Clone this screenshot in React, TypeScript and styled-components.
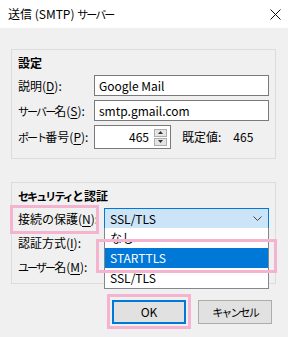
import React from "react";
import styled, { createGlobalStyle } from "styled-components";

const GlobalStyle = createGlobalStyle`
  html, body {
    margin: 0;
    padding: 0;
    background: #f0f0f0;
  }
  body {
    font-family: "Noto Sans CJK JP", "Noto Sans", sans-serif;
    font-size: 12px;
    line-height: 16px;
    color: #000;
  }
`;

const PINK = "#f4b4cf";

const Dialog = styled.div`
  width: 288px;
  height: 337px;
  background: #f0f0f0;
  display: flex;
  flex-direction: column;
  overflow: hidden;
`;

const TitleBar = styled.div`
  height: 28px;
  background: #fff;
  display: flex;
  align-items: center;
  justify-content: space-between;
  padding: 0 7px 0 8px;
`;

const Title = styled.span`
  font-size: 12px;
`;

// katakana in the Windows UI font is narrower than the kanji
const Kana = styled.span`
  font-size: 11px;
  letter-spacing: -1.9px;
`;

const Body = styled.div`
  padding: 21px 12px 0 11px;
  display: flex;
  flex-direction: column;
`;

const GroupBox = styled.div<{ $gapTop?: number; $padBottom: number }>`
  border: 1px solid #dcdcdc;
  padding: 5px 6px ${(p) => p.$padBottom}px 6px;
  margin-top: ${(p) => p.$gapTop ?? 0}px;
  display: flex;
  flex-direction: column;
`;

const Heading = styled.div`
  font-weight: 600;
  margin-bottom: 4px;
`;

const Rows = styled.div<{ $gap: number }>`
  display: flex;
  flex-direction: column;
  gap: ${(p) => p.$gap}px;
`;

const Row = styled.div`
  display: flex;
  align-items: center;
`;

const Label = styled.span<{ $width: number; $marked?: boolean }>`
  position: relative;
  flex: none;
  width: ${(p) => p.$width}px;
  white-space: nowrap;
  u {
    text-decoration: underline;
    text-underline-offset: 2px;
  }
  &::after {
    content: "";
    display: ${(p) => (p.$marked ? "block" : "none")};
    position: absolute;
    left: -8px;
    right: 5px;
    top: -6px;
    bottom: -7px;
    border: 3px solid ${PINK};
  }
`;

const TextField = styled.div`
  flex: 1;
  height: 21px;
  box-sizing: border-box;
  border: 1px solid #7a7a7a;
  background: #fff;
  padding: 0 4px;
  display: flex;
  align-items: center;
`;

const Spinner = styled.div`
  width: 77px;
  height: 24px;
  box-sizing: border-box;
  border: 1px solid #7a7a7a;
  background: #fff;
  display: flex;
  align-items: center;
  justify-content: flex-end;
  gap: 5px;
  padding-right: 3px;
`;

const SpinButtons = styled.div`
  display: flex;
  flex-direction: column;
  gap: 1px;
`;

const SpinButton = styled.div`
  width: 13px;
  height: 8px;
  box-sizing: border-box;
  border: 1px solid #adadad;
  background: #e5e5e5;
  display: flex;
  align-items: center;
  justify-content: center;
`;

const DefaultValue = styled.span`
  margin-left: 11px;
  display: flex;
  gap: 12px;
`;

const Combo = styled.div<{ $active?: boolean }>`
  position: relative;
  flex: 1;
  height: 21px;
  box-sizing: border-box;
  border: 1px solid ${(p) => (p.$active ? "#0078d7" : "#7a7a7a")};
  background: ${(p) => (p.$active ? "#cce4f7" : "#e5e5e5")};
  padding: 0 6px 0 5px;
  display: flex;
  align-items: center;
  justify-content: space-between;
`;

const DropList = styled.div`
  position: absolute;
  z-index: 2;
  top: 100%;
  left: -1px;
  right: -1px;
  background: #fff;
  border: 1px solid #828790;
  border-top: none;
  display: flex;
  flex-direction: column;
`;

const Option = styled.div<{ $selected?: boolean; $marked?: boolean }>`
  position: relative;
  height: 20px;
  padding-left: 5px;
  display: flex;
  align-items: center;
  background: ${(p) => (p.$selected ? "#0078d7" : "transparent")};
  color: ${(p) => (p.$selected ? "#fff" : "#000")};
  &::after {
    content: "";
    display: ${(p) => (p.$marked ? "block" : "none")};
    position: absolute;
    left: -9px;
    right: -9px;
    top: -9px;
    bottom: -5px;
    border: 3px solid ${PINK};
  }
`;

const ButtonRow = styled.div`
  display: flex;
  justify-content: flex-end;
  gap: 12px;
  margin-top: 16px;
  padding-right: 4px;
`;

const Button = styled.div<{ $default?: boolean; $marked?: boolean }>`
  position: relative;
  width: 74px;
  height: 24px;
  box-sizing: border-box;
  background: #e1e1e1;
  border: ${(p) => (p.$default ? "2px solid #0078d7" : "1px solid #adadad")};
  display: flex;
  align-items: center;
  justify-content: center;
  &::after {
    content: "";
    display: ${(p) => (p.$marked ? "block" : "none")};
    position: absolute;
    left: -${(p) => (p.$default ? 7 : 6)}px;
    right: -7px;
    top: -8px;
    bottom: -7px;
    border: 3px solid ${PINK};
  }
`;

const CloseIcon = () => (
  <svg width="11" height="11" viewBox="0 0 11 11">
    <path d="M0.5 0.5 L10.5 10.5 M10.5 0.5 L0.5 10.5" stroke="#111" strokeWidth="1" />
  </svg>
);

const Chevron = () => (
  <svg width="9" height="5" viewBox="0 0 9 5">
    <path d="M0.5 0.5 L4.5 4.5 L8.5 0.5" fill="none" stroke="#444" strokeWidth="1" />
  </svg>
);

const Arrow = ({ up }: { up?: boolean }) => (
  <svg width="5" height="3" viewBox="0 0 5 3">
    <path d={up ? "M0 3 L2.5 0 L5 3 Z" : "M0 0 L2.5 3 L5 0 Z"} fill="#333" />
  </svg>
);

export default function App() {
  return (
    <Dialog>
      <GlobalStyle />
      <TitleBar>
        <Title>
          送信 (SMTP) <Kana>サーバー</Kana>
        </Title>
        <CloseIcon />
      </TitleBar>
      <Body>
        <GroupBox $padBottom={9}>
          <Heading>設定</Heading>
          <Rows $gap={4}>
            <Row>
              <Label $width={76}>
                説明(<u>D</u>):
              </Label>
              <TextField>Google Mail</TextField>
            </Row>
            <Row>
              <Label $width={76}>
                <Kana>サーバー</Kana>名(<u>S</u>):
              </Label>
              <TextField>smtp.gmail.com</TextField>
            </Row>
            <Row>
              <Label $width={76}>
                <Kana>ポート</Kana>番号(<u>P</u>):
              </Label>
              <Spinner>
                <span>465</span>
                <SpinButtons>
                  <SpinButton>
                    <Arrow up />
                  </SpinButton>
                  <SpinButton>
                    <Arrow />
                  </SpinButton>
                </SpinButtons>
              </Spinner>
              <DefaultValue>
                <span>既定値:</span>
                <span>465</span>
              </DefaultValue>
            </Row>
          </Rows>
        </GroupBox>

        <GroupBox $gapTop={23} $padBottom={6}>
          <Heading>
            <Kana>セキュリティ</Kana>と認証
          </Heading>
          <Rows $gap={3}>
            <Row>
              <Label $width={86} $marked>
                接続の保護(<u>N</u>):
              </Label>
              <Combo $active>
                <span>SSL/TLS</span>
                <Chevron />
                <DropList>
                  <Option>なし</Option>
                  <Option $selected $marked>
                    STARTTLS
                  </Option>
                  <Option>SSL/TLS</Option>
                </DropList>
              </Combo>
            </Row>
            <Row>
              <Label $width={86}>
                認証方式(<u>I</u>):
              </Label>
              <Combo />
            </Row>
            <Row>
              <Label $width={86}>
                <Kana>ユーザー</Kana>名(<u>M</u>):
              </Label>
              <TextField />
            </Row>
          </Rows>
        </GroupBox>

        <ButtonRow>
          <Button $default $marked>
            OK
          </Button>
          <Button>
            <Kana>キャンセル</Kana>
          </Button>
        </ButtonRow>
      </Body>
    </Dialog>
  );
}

◆ ◆ ◆ ◆ ◆ ◆ ◆

* STATED TASK *
All of the material above is to be copied exactly, except for its images.

* RESPONSE TO THE EXERCISE *
Clone this screenshot in React, TypeScript and styled-components.
import React from "react";
import styled, { createGlobalStyle } from "styled-components";

const GlobalStyle = createGlobalStyle`
  html, body {
    margin: 0;
    padding: 0;
    background: #f0f0f0;
  }
  body {
    font-family: "Noto Sans CJK JP", "Noto Sans", sans-serif;
    font-size: 12px;
    line-height: 16px;
    color: #000;
  }
`;

const PINK = "#f4b4cf";

const Dialog = styled.div`
  width: 288px;
  height: 337px;
  background: #f0f0f0;
  display: flex;
  flex-direction: column;
  overflow: hidden;
`;

const TitleBar = styled.div`
  height: 28px;
  background: #fff;
  display: flex;
  align-items: center;
  justify-content: space-between;
  padding: 0 7px 0 8px;
`;

const Title = styled.span`
  font-size: 12px;
`;

// katakana in the Windows UI font is narrower than the kanji
const Kana = styled.span`
  font-size: 11px;
  letter-spacing: -1.9px;
`;

const Body = styled.div`
  padding: 21px 12px 0 11px;
  display: flex;
  flex-direction: column;
`;

const GroupBox = styled.div<{ $gapTop?: number; $padBottom: number }>`
  border: 1px solid #dcdcdc;
  padding: 5px 6px ${(p) => p.$padBottom}px 6px;
  margin-top: ${(p) => p.$gapTop ?? 0}px;
  display: flex;
  flex-direction: column;
`;

const Heading = styled.div`
  font-weight: 600;
  margin-bottom: 4px;
`;

const Rows = styled.div<{ $gap: number }>`
  display: flex;
  flex-direction: column;
  gap: ${(p) => p.$gap}px;
`;

const Row = styled.div`
  display: flex;
  align-items: center;
`;

const Label = styled.span<{ $width: number; $marked?: boolean }>`
  position: relative;
  flex: none;
  width: ${(p) => p.$width}px;
  white-space: nowrap;
  u {
    text-decoration: underline;
    text-underline-offset: 2px;
  }
  &::after {
    content: "";
    display: ${(p) => (p.$marked ? "block" : "none")};
    position: absolute;
    left: -8px;
    right: 5px;
    top: -6px;
    bottom: -7px;
    border: 3px solid ${PINK};
  }
`;

const TextField = styled.div`
  flex: 1;
  height: 21px;
  box-sizing: border-box;
  border: 1px solid #7a7a7a;
  background: #fff;
  padding: 0 4px;
  display: flex;
  align-items: center;
`;

const Spinner = styled.div`
  width: 77px;
  height: 24px;
  box-sizing: border-box;
  border: 1px solid #7a7a7a;
  background: #fff;
  display: flex;
  align-items: center;
  justify-content: flex-end;
  gap: 5px;
  padding-right: 3px;
`;

const SpinButtons = styled.div`
  display: flex;
  flex-direction: column;
  gap: 1px;
`;

const SpinButton = styled.div`
  width: 13px;
  height: 8px;
  box-sizing: border-box;
  border: 1px solid #adadad;
  background: #e5e5e5;
  display: flex;
  align-items: center;
  justify-content: center;
`;

const DefaultValue = styled.span`
  margin-left: 11px;
  display: flex;
  gap: 12px;
`;

const Combo = styled.div<{ $active?: boolean }>`
  position: relative;
  flex: 1;
  height: 21px;
  box-sizing: border-box;
  border: 1px solid ${(p) => (p.$active ? "#0078d7" : "#7a7a7a")};
  background: ${(p) => (p.$active ? "#cce4f7" : "#e5e5e5")};
  padding: 0 6px 0 5px;
  display: flex;
  align-items: center;
  justify-content: space-between;
`;

const DropList = styled.div`
  position: absolute;
  z-index: 2;
  top: 100%;
  left: -1px;
  right: -1px;
  background: #fff;
  border: 1px solid #828790;
  border-top: none;
  display: flex;
  flex-direction: column;
`;

const Option = styled.div<{ $selected?: boolean; $marked?: boolean }>`
  position: relative;
  height: 20px;
  padding-left: 5px;
  display: flex;
  align-items: center;
  background: ${(p) => (p.$selected ? "#0078d7" : "transparent")};
  color: ${(p) => (p.$selected ? "#fff" : "#000")};
  &::after {
    content: "";
    display: ${(p) => (p.$marked ? "block" : "none")};
    position: absolute;
    left: -9px;
    right: -9px;
    top: -9px;
    bottom: -5px;
    border: 3px solid ${PINK};
  }
`;

const ButtonRow = styled.div`
  display: flex;
  justify-content: flex-end;
  gap: 12px;
  margin-top: 16px;
  padding-right: 4px;
`;

const Button = styled.div<{ $default?: boolean; $marked?: boolean }>`
  position: relative;
  width: 74px;
  height: 24px;
  box-sizing: border-box;
  background: #e1e1e1;
  border: ${(p) => (p.$default ? "2px solid #0078d7" : "1px solid #adadad")};
  display: flex;
  align-items: center;
  justify-content: center;
  &::after {
    content: "";
    display: ${(p) => (p.$marked ? "block" : "none")};
    position: absolute;
    left: -${(p) => (p.$default ? 7 : 6)}px;
    right: -7px;
    top: -8px;
    bottom: -7px;
    border: 3px solid ${PINK};
  }
`;

const CloseIcon = () => (
  <svg width="11" height="11" viewBox="0 0 11 11">
    <path d="M0.5 0.5 L10.5 10.5 M10.5 0.5 L0.5 10.5" stroke="#111" strokeWidth="1" />
  </svg>
);

const Chevron = () => (
  <svg width="9" height="5" viewBox="0 0 9 5">
    <path d="M0.5 0.5 L4.5 4.5 L8.5 0.5" fill="none" stroke="#444" strokeWidth="1" />
  </svg>
);

const Arrow = ({ up }: { up?: boolean }) => (
  <svg width="5" height="3" viewBox="0 0 5 3">
    <path d={up ? "M0 3 L2.5 0 L5 3 Z" : "M0 0 L2.5 3 L5 0 Z"} fill="#333" />
  </svg>
);

export default function App() {
  return (
    <Dialog>
      <GlobalStyle />
      <TitleBar>
        <Title>
          送信 (SMTP) <Kana>サーバー</Kana>
        </Title>
        <CloseIcon />
      </TitleBar>
      <Body>
        <GroupBox $padBottom={9}>
          <Heading>設定</Heading>
          <Rows $gap={4}>
            <Row>
              <Label $width={76}>
                説明(<u>D</u>):
              </Label>
              <TextField>Google Mail</TextField>
            </Row>
            <Row>
              <Label $width={76}>
                <Kana>サーバー</Kana>名(<u>S</u>):
              </Label>
              <TextField>smtp.gmail.com</TextField>
            </Row>
            <Row>
              <Label $width={76}>
                <Kana>ポート</Kana>番号(<u>P</u>):
              </Label>
              <Spinner>
                <span>465</span>
                <SpinButtons>
                  <SpinButton>
                    <Arrow up />
                  </SpinButton>
                  <SpinButton>
                    <Arrow />
                  </SpinButton>
                </SpinButtons>
              </Spinner>
              <DefaultValue>
                <span>既定値:</span>
                <span>465</span>
              </DefaultValue>
            </Row>
          </Rows>
        </GroupBox>

        <GroupBox $gapTop={23} $padBottom={6}>
          <Heading>
            <Kana>セキュリティ</Kana>と認証
          </Heading>
          <Rows $gap={3}>
            <Row>
              <Label $width={86} $marked>
                接続の保護(<u>N</u>):
              </Label>
              <Combo $active>
                <span>SSL/TLS</span>
                <Chevron />
                <DropList>
                  <Option>なし</Option>
                  <Option $selected $marked>
                    STARTTLS
                  </Option>
                  <Option>SSL/TLS</Option>
                </DropList>
              </Combo>
            </Row>
            <Row>
              <Label $width={86}>
                認証方式(<u>I</u>):
              </Label>
              <Combo />
            </Row>
            <Row>
              <Label $width={86}>
                <Kana>ユーザー</Kana>名(<u>M</u>):
              </Label>
              <TextField />
            </Row>
          </Rows>
        </GroupBox>

        <ButtonRow>
          <Button $default $marked>
            OK
          </Button>
          <Button>
            <Kana>キャンセル</Kana>
          </Button>
        </ButtonRow>
      </Body>
    </Dialog>
  );
}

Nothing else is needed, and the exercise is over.